Republicans’ inclusion of provisions – taken from the “Speech Privacy Act of 2023” (H.R. 4471) and also included in the “American Confidence in Elections (ACE) Act” (H.R. 4563) – restricting federal agencies’ collection and release of nonprofit donor information in H.R. 8293 demonstrates a commitment to the First Amendment and an appreciation for the vital role of nonprofits in the American experiment. At the same time, though aimed at foreign donors, the disclosure requirements in these bills nonetheless create new threats to American citizens’ privacy by empowering the IRS to collect, store, and publicize more information about American nonprofits’ supporters and activities. As history has shown, the IRS cannot be trusted to enforce such mandates in a properly narrow or unbiased manner.

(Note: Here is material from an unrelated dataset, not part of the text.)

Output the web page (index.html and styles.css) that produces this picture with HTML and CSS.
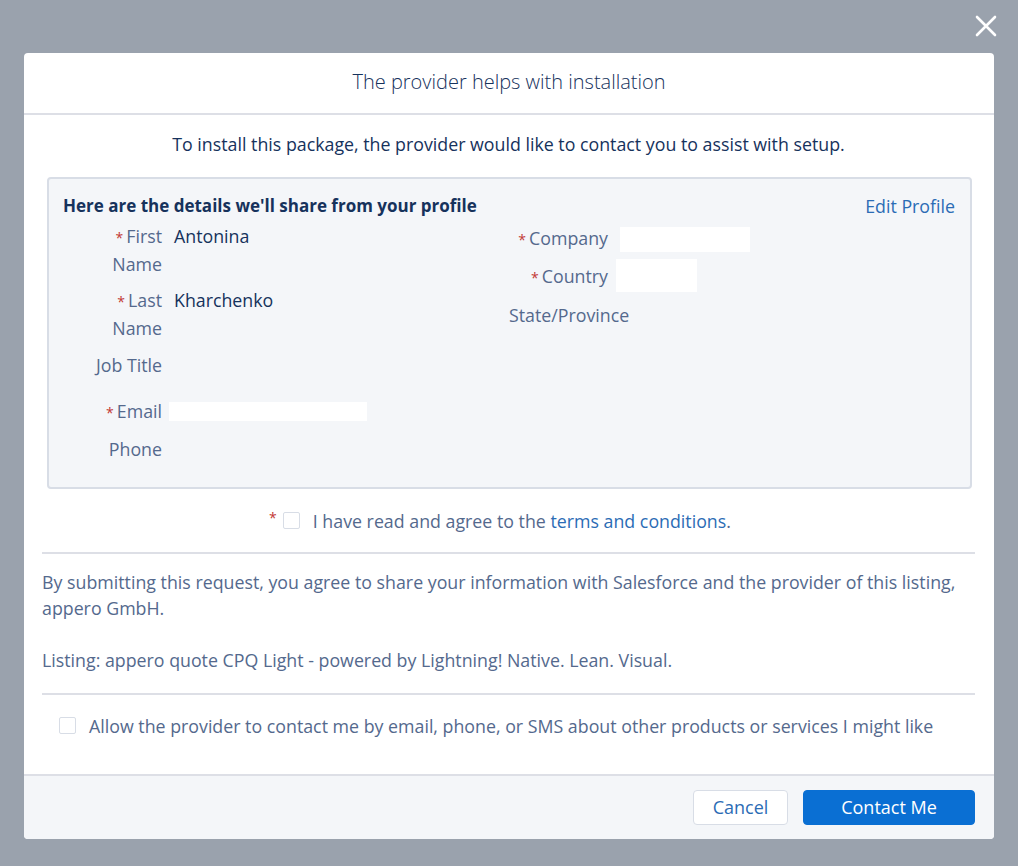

While all of the bills considered at the markup session were favorably reported – some unanimously (or near unanimously) and others on party lines – PUFP’s letter encourages all Members of the U.S. House of Representatives to seriously consider whether IRS enforcement of novel speech restrictions and privacy violations is an appropriate or effective means of addressing allegations of foreign election interference.